*TASK GOAL*
From the first line of the data below through the line holding "Send, Mic, Paperclip", output each line exactly and leave the pictures out.

*DATASET CONTENT*
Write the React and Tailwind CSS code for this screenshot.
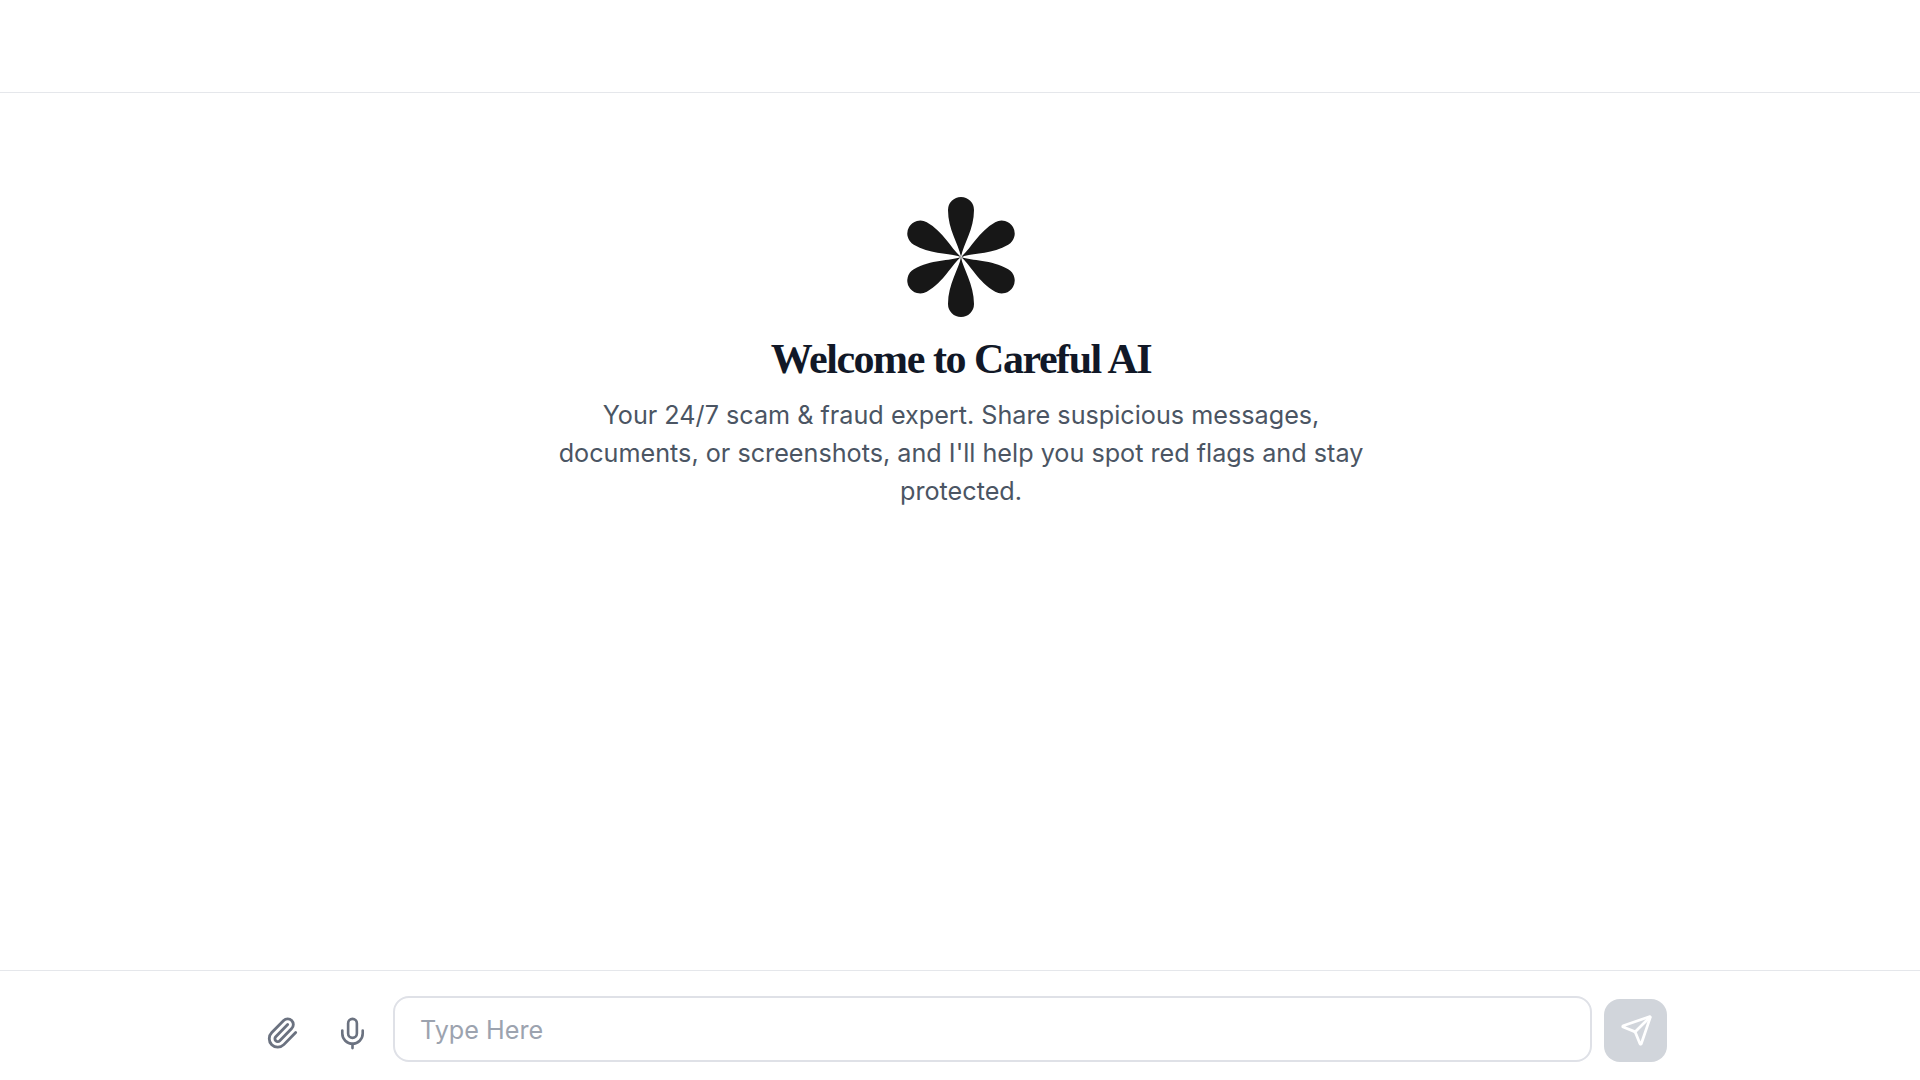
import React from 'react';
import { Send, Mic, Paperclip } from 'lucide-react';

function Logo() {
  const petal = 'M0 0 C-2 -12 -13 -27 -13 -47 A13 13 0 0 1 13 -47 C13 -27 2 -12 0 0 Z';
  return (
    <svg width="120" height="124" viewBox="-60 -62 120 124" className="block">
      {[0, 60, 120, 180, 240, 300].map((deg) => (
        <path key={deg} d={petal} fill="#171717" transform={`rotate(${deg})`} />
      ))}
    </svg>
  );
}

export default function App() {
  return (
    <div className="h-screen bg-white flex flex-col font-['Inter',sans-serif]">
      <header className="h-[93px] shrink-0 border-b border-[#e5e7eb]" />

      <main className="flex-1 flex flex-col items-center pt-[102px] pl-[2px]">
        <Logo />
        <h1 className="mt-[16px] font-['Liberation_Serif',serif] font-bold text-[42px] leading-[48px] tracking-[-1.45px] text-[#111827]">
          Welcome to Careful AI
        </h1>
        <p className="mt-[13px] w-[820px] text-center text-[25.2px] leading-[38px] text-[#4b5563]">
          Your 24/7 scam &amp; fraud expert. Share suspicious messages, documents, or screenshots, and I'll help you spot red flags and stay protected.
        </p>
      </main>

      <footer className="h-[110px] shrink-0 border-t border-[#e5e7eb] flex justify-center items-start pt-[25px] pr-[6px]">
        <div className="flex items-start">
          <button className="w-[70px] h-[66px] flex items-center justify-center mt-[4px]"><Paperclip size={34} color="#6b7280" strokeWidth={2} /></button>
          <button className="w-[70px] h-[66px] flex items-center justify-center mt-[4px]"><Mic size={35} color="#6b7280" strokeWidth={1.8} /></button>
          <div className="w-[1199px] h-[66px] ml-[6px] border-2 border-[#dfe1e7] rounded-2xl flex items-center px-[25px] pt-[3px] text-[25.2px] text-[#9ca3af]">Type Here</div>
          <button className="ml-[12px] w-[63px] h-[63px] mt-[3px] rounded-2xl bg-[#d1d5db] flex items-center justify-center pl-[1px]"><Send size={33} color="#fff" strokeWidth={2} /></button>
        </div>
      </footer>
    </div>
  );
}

*EXPECTED ANSWER*
Write the React and Tailwind CSS code for this screenshot.
import React from 'react';
import { Send, Mic, Paperclip } from 'lucide-react';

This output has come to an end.